The Bitcoin Bride tells the story of two young lovers, Marcus and Cassandra. He wants to surprise her with a marriage proposal, but first, he wants to seek the blessing of her father, Giulio, in Italy. So off they go to her home town, Grottaferrata, Italy. When he brings up the topic, Giulio informs him that although he ticks all of the boxes, he will give him his blessing “if and only if, in the remaining two weeks you are here, you convince me, and explain Bitcoin and how it works and that it is a good idea.”

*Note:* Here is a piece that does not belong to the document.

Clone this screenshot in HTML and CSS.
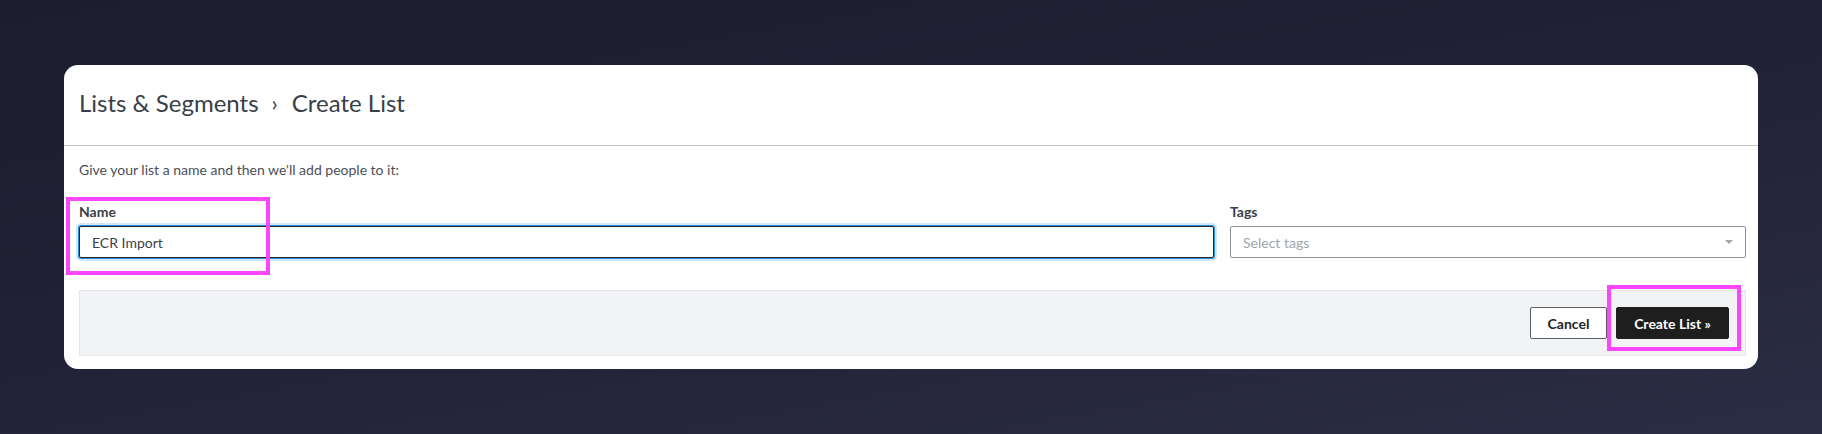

Marcus had put his education on hold to join a startup Bitcoin mining operation. So enlisting his knowledgeable friends, he begins to explain to Giulio the what, why, and how of Bitcoin. And Giulio has many questions. First, Marcus lays out the foundational issue that Bitcoin is designed to fix:

The first step in all of this is to realize money is broken. It is centralized in the hands of governments and banks who serve themselves at the expense of the people. What makes all of this possible is the fact that fiat money is disconnected from anything of value, and its supply is strictly under the control of governments who want and need to spend it, and banks who want and need to lend it.

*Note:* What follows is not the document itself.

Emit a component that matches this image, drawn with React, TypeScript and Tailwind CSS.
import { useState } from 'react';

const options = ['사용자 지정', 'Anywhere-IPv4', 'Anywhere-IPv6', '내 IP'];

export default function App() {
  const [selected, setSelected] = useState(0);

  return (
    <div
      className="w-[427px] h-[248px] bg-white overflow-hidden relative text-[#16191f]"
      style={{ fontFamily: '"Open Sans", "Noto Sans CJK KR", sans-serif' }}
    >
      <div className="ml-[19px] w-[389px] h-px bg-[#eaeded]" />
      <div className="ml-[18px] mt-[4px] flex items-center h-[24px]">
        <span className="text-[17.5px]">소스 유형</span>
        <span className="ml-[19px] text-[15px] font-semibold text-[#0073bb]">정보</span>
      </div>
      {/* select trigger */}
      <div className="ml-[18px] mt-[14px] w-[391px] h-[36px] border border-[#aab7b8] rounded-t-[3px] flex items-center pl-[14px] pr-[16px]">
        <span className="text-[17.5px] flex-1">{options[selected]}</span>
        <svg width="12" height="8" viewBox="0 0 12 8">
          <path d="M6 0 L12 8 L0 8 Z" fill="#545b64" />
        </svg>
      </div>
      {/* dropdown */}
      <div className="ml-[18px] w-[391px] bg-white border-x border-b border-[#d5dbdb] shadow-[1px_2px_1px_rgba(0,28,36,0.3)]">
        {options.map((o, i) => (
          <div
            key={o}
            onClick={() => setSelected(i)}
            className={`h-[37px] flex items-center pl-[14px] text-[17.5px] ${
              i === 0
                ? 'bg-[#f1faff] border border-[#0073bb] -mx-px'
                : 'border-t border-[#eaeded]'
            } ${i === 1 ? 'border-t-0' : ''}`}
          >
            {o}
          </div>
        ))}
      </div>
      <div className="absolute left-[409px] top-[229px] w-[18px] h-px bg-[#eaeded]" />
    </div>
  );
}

These days most of our money is digital. “Printing money” is shortcut terminology for creating new money out of thin air by this process of bonds issued by the U.S. and sold to the Federal Reserve.

The effect of this ability of the world’s governments to create digital money out of nothing is that all of their currencies grow in circulation—meaning as they create more and more dollars (in the case of the U.S.), there are more and more dollars that are already out there, making them less valuable for buying something. All of the dollars are fighting for the same products, and the more dollars there are, the higher the prices for those products go. And as you know, this is called “price inflation.”

He then explains how it was created and how it works, the mining of Bitcoin, security, and investing. I have to share one remarkable story that Brady tells about the early days of Bitcoin. Bitcoin was released in January of 2009, but soon it had developers deliberating about its actual value.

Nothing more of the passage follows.